**EXERCISE**: Look through the listing and locate every line containing the word "styles"; copy those lines.

**SUPPLIED MATERIAL**:
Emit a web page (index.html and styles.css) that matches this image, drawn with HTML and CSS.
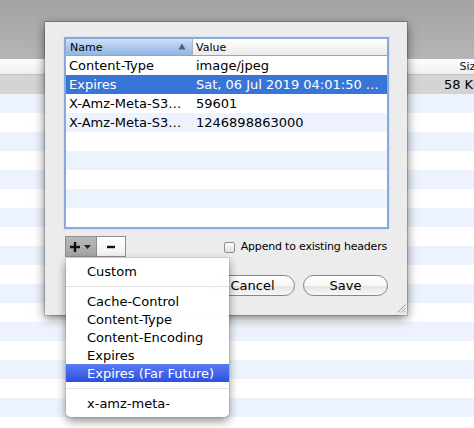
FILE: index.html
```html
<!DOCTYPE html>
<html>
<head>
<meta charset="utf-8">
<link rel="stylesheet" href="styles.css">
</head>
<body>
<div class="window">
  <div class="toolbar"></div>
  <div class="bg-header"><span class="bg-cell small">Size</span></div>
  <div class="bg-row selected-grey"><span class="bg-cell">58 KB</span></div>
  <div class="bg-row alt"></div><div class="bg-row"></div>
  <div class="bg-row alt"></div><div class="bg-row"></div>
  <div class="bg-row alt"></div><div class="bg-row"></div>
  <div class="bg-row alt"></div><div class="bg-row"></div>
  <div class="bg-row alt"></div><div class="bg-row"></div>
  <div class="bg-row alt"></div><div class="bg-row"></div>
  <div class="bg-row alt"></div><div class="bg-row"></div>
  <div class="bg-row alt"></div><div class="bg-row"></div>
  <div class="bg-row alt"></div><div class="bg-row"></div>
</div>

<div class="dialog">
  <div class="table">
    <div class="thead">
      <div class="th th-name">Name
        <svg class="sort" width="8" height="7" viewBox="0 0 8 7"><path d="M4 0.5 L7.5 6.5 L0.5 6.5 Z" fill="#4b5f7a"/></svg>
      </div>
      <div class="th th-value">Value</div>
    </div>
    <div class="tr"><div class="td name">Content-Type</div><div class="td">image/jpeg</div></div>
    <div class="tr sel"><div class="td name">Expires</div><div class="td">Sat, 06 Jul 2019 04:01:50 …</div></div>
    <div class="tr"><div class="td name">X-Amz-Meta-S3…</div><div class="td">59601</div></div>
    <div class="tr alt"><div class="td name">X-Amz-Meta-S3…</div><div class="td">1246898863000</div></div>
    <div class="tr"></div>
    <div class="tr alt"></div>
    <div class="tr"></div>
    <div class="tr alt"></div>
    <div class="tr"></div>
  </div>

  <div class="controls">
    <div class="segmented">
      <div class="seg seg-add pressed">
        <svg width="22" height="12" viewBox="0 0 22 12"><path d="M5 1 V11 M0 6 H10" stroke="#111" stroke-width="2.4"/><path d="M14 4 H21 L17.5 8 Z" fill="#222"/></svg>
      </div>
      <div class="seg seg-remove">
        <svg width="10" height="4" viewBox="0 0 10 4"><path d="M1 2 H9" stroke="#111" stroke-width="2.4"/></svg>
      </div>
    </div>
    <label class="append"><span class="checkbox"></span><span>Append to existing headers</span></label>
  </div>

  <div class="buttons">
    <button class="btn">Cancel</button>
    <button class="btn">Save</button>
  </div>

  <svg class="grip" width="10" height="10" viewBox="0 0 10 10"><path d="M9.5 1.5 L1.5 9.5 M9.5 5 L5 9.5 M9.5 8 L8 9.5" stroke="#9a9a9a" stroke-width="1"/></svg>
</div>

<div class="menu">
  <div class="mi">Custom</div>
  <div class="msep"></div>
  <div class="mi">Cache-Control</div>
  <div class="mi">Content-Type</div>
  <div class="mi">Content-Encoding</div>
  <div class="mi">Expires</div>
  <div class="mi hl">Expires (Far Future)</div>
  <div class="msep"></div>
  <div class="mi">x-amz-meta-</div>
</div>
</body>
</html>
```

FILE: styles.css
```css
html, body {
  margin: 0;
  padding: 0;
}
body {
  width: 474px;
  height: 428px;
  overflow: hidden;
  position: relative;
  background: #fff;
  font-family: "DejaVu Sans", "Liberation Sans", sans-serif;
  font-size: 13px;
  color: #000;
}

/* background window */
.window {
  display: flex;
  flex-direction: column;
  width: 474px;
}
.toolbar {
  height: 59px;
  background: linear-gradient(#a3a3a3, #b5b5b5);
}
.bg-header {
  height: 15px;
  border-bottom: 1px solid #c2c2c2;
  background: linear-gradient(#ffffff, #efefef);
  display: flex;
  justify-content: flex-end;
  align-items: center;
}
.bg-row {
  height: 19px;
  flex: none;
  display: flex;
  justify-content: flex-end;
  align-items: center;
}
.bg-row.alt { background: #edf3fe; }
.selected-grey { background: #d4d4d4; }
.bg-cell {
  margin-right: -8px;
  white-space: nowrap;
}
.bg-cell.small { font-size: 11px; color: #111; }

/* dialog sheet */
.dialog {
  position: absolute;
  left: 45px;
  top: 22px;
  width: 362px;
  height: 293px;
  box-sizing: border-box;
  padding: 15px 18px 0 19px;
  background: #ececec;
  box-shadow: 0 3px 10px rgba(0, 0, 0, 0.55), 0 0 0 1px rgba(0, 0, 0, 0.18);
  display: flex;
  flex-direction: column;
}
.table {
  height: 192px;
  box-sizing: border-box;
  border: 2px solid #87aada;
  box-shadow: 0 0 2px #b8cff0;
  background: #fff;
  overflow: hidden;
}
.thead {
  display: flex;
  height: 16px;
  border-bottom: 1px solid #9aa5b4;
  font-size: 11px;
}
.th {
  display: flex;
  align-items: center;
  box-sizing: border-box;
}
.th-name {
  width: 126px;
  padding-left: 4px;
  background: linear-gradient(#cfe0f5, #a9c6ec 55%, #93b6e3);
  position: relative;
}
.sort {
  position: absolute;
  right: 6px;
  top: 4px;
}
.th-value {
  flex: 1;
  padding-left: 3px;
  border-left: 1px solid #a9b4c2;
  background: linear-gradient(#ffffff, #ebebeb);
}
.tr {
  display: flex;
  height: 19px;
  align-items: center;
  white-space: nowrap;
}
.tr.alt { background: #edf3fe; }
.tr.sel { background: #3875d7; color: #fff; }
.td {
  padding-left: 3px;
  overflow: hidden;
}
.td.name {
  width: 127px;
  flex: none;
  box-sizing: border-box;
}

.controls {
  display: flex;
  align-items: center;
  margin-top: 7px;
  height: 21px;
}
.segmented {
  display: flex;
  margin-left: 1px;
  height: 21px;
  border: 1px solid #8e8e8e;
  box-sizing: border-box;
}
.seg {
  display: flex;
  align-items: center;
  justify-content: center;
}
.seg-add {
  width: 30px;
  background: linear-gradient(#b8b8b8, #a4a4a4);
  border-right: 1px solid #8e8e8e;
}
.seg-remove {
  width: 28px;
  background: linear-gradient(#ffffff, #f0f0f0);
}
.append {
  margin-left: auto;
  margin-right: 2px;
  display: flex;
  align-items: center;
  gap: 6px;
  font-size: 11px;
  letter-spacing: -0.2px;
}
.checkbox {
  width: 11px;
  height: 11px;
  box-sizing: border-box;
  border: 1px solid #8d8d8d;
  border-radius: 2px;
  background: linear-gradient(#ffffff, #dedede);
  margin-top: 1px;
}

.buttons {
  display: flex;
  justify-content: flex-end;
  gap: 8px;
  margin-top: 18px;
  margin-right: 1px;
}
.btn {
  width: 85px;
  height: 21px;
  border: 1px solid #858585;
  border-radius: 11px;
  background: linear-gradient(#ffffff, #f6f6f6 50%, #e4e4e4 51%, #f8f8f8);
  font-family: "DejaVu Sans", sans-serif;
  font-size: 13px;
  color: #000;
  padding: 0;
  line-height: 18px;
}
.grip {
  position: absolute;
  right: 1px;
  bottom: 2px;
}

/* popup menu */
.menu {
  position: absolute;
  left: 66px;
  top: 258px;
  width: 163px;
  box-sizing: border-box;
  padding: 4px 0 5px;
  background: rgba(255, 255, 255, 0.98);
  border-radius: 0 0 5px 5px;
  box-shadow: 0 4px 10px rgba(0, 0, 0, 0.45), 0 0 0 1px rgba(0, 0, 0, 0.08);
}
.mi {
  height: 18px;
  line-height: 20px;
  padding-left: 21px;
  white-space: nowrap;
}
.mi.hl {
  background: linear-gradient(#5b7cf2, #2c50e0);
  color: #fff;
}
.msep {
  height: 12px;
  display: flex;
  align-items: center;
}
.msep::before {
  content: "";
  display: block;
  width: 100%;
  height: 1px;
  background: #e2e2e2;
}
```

**OUTPUT**:
Emit a web page (index.html and styles.css) that matches this image, drawn with HTML and CSS.
<link rel="stylesheet" href="styles.css">
FILE: styles.css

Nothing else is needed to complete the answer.